** START **

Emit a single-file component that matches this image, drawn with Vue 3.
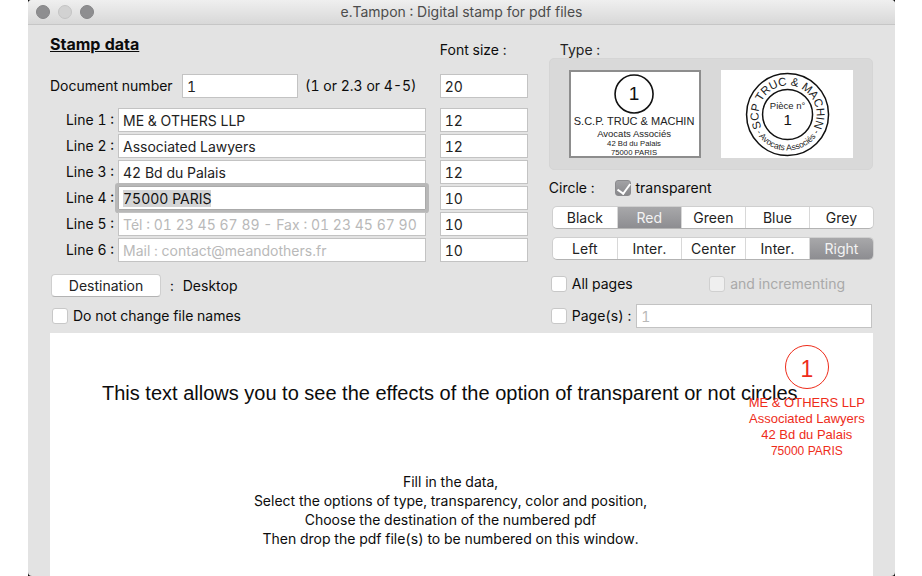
<script setup>
import { onMounted, reactive, ref } from 'vue'

const documentNumber = ref('1')
const documentSize = ref('20')
const lines = reactive([
  { value: 'ME & OTHERS LLP', placeholder: '', size: '12' },
  { value: 'Associated Lawyers', placeholder: '', size: '12' },
  { value: '42 Bd du Palais', placeholder: '', size: '12' },
  { value: '75000 PARIS', placeholder: '', size: '10' },
  { value: '', placeholder: 'Tél : 01 23 45 67 89 - Fax : 01 23 45 67 90', size: '10' },
  { value: '', placeholder: 'Mail : contact@meandothers.fr', size: '10' },
])
const colors = ['Black', 'Red', 'Green', 'Blue', 'Grey']
const positions = ['Left', 'Inter.', 'Center', 'Inter.', 'Right']
const color = ref(1)
const position = ref(4)
const stampType = ref(0)
const transparent = ref(true)
const keepNames = ref(false)
const allPages = ref(false)
const incrementing = ref(false)
const somePages = ref(false)
const pages = ref('')
const lineInputs = ref([])

onMounted(() => {
  const input = lineInputs.value[3]
  input.focus()
  input.select()
})
</script>

<template>
  <div class="frame">
    <main class="window">
      <header class="titlebar">
        <div class="lights">
          <button class="light" aria-label="Close"></button>
          <button class="light off" aria-label="Minimize"></button>
          <button class="light" aria-label="Zoom"></button>
        </div>
        <span class="title">e.Tampon : Digital stamp for pdf files</span>
      </header>

      <div class="content">
        <div class="settings">
          <section class="data">
            <div class="row heading">
              <h1>Stamp data</h1>
              <span class="size-title">Font size :</span>
            </div>
            <div class="row document">
              <label class="doc-label" for="doc">Document number</label>
              <input id="doc" v-model="documentNumber" class="field number" type="text" />
              <span class="hint">(1 or 2.3 or 4-5)</span>
              <input v-model="documentSize" class="field size" type="text" aria-label="Document number font size" />
            </div>
            <div class="lines">
              <div v-for="(line, i) in lines" :key="i" class="row">
                <label class="line-label" :for="'line' + i">Line {{ i + 1 }} :</label>
                <input :id="'line' + i" ref="lineInputs" v-model="line.value" class="field text" type="text" :placeholder="line.placeholder" />
                <input v-model="line.size" class="field size" type="text" :aria-label="'Line ' + (i + 1) + ' font size'" />
              </div>
            </div>
            <div class="row destination">
              <button class="push">Destination</button>
              <span>:</span>
              <span>Desktop</span>
            </div>
            <label class="row check">
              <input v-model="keepNames" type="checkbox" />
              <span>Do not change file names</span>
            </label>
          </section>

          <section class="options">
            <h2>Type :</h2>
            <div class="types">
              <button class="type" :class="{ chosen: stampType === 0 }" @click="stampType = 0">
                <svg viewBox="0 0 132 88" font-family="'Liberation Sans', Arial, sans-serif" text-anchor="middle" fill="#222">
                  <circle cx="65" cy="24" r="19" fill="none" stroke="#111" stroke-width="1.6" />
                  <text x="65" y="30" font-size="19" fill="#111">1</text>
                  <text x="65" y="55" font-size="11">S.C.P. TRUC &amp; MACHIN</text>
                  <text x="65" y="67" font-size="9.5">Avocats Associés</text>
                  <text x="65" y="76" font-size="7.7">42 Bd du Palais</text>
                  <text x="65" y="85" font-size="7.7">75000 PARIS</text>
                </svg>
              </button>
              <button class="type" :class="{ chosen: stampType === 1 }" @click="stampType = 1">
                <svg viewBox="0 0 132 88" font-family="'Liberation Sans', Arial, sans-serif" text-anchor="middle" fill="#222">
                  <defs>
                    <path id="arc-top" d="M 37.5 44.5 A 29 29 0 1 1 95.5 44.5 A 29 29 0 0 1 66.5 73.5" transform="rotate(-45 66.5 44.5)" />
                    <path id="arc-bottom" d="M 30.5 44.5 A 36 36 0 0 0 102.5 44.5" />
                  </defs>
                  <circle cx="66.5" cy="44.5" r="41" fill="none" stroke="#111" stroke-width="1.5" />
                  <circle cx="66.5" cy="44.5" r="25" fill="none" stroke="#111" stroke-width="1.5" />
                  <text font-size="11.5"><textPath href="#arc-top" startOffset="50%">SCP TRUC &amp; MACHIN</textPath></text>
                  <text font-size="8.5"><textPath href="#arc-bottom" startOffset="50%">- Avocats Associés -</textPath></text>
                  <text x="66.5" y="39" font-size="9.5">Pièce n°</text>
                  <text x="66.5" y="55" font-size="15" fill="#111">1</text>
                </svg>
              </button>
            </div>
            <div class="row circle">
              <span>Circle :</span>
              <label class="check">
                <input v-model="transparent" type="checkbox" />
                <span>transparent</span>
              </label>
            </div>
            <div class="segments">
              <button v-for="(name, i) in colors" :key="i" :class="{ on: color === i }" @click="color = i">{{ name }}</button>
            </div>
            <div class="segments">
              <button v-for="(name, i) in positions" :key="i" :class="{ on: position === i }" @click="position = i">{{ name }}</button>
            </div>
            <div class="row scope">
              <label class="check">
                <input v-model="allPages" type="checkbox" />
                <span>All pages</span>
              </label>
              <label class="check disabled">
                <input v-model="incrementing" type="checkbox" disabled />
                <span>and incrementing</span>
              </label>
            </div>
            <div class="row pages">
              <label class="check">
                <input v-model="somePages" type="checkbox" />
                <span>Page(s) :</span>
              </label>
              <input v-model="pages" class="field text" type="text" placeholder="1" aria-label="Pages" />
            </div>
          </section>
        </div>

        <section class="preview">
          <p class="sample">This text allows you to see the effects of the option of transparent or not circles</p>
          <p class="help">
            Fill in the data,<br />
            Select the options of type, transparency, color and position,<br />
            Choose the destination of the numbered pdf<br />
            Then drop the pdf file(s) to be numbered on this window.
          </p>
          <div class="stamp">
            <span class="ring">1</span>
            <span>ME &amp; OTHERS LLP</span>
            <span>Associated Lawyers</span>
            <span>42 Bd du Palais</span>
            <span class="small">75000 PARIS</span>
          </div>
        </section>
      </div>
    </main>
  </div>
</template>

<style>
body {
  background: #fff;
}
</style>

<style scoped>
* {
  box-sizing: border-box;
}

.frame {
  margin: 0 27px 0 28px;
  background: #111;
  font: 14px/20px Inter, Roboto, sans-serif;
  font-variant-numeric: tabular-nums;
  color: #0c0c0c;
}

.window {
  display: flex;
  flex-direction: column;
  min-height: 100vh;
  border-radius: 4px;
  background: #e3e3e3;
  overflow: hidden;
}

.titlebar {
  display: grid;
  grid-template-columns: 1fr auto 1fr;
  align-items: center;
  height: 25px;
  padding: 0 8px;
  border-bottom: 1px solid #c6c6c6;
  background: linear-gradient(#efefef, #d8d8d8);
}

.title {
  color: #4c4c4c;
}

.lights {
  display: flex;
  gap: 8px;
}

.light {
  width: 14px;
  height: 14px;
  padding: 0;
  border: 1px solid #858587;
  border-radius: 50%;
  background: #8e8e90;
}

.light.off {
  border-color: #c4c4c4;
  background: #d2d2d2;
}

.content {
  display: flex;
  flex: 1;
  flex-direction: column;
  gap: 5px;
  padding: 0 22px;
}

.settings {
  display: grid;
  grid-template-columns: minmax(0, 28fr) minmax(0, 19fr);
  gap: 21px;
}

.row {
  display: flex;
  align-items: center;
}

.heading {
  justify-content: space-between;
  height: 49px;
}

h1 {
  margin: 0 0 12px;
  font-size: 16px;
  line-height: 20px;
  font-weight: 700;
  text-decoration: underline;
}

.size-title {
  width: 88px;
}

.document {
  gap: 7px;
}

.doc-label {
  min-width: 125px;
  white-space: nowrap;
}

.number {
  width: 116px;
}

.hint {
  flex: 1;
  white-space: nowrap;
}

.field {
  height: 24px;
  min-width: 0;
  padding: 0 4px;
  border: 1px solid #c3c3c3;
  border-radius: 0;
  outline: 0;
  background: #fff;
  color: #222;
  font: inherit;
  font-variant-numeric: inherit;
}

.field::placeholder {
  color: #b9b9b9;
  opacity: 1;
}

.field::selection {
  background: #d4d5d6;
  color: #111;
}

.field.text {
  flex: 1;
}

.field.text:focus {
  box-shadow: 0 0 0 3px #b8b8b8;
  border-color: #aaa;
  border-radius: 1px;
}

.size {
  flex: none;
  width: 88px;
}

.lines {
  display: grid;
  gap: 2px;
  padding-top: 10px;
}

.line-label {
  width: 68px;
  padding-right: 4px;
  text-align: right;
}

.lines .size {
  margin-left: 14px;
}

.destination {
  gap: 9px;
  padding: 12px 0 0 1px;
}

.push {
  width: 110px;
  height: 23px;
  padding: 0;
  border: 1px solid #cfcfcf;
  border-bottom-color: #b3b3b3;
  border-radius: 4px;
  background: #fff;
  color: #222;
  font: inherit;
}

.check {
  display: flex;
  align-items: center;
  gap: 5px;
  white-space: nowrap;
}

.data > .check {
  padding: 9px 0 0 2px;
}

.check input {
  appearance: none;
  display: grid;
  width: 16px;
  height: 16px;
  margin: 0;
  border: 1px solid #c8c8c8;
  border-radius: 3px;
  background: #fff;
}

.check input:checked {
  border-color: #8b8b8e;
  background: linear-gradient(#a2a2a5, #88888b);
}

.check input:checked::after {
  content: '';
  width: 6px;
  height: 11px;
  margin: 0 0 0 4px;
  border: solid #fff;
  border-width: 0 2px 2px 0;
  transform: rotate(36deg);
}

.check.disabled {
  color: #a9a9a9;
}

.check.disabled input {
  border-color: #d0d0d0;
  background: #efefef;
}

.options {
  padding-top: 15px;
}

h2 {
  margin: 0 0 0 11px;
  color: #222;
  font-size: 14px;
  line-height: 20px;
  font-weight: 400;
}

.types {
  display: grid;
  grid-template-columns: 1fr 1fr;
  gap: 20px;
  margin-top: -2px;
  padding: 11px 19px;
  border: 1px solid #d5d5d5;
  border-radius: 5px;
  background: #d9d9d9;
}

.type {
  height: 88px;
  padding: 0;
  border: 0;
  background: #fff;
}

.type.chosen {
  box-shadow: inset 0 0 0 2px #8d8d8d;
}

.type svg {
  display: block;
  width: 100%;
  height: 100%;
}

.circle {
  gap: 20px;
  padding: 8px 0;
}

.segments {
  display: grid;
  grid-template-columns: repeat(5, 1fr);
  height: 23px;
  margin: 0 -1px 8px 3px;
  border: 1px solid #cfcfcf;
  border-bottom-color: #b3b3b3;
  border-radius: 5px;
  background: #fff;
  overflow: hidden;
}

.segments button {
  padding: 0;
  border: 0;
  border-left: 1px solid #d8d8d8;
  background: transparent;
  color: #222;
  font: inherit;
}

.segments button:first-child {
  border-left: 0;
}

.segments button.on {
  background: linear-gradient(#a8a8aa, #8d8d91);
  color: #f3f3f3;
}

.scope {
  justify-content: space-between;
  padding: 6px 28px 0 2px;
}

.pages {
  gap: 5px;
  padding: 10px 1px 0 2px;
}

.preview {
  position: relative;
  flex: 1;
  padding: 48px 22px 24px 0;
  background: #fff;
}

.sample {
  margin: 0;
  padding-left: 52px;
  font: 20px/24px 'Liberation Sans', Arial, sans-serif;
  white-space: nowrap;
}

.help {
  margin: 67px 0 0;
  line-height: 19px;
  text-align: center;
}

.stamp {
  position: absolute;
  top: 12px;
  right: 8px;
  display: flex;
  flex-direction: column;
  align-items: center;
  color: #ee2c1a;
  font: 13px/16px 'Liberation Sans', Arial, sans-serif;
}

.ring {
  width: 44px;
  height: 44px;
  margin-bottom: 6px;
  border: 1px solid #ee2c1a;
  border-radius: 50%;
  font-size: 23px;
  line-height: 46px;
  text-align: center;
}

.small {
  font-size: 12px;
}
</style>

** END **

Every line from the start of the listing above through the line with "onMounted, reactive, ref" should be repeated exactly; skip the pictures and add nothing else.

Emit a single-file component that matches this image, drawn with Vue 3.
<script setup>
import { onMounted, reactive, ref } from 'vue'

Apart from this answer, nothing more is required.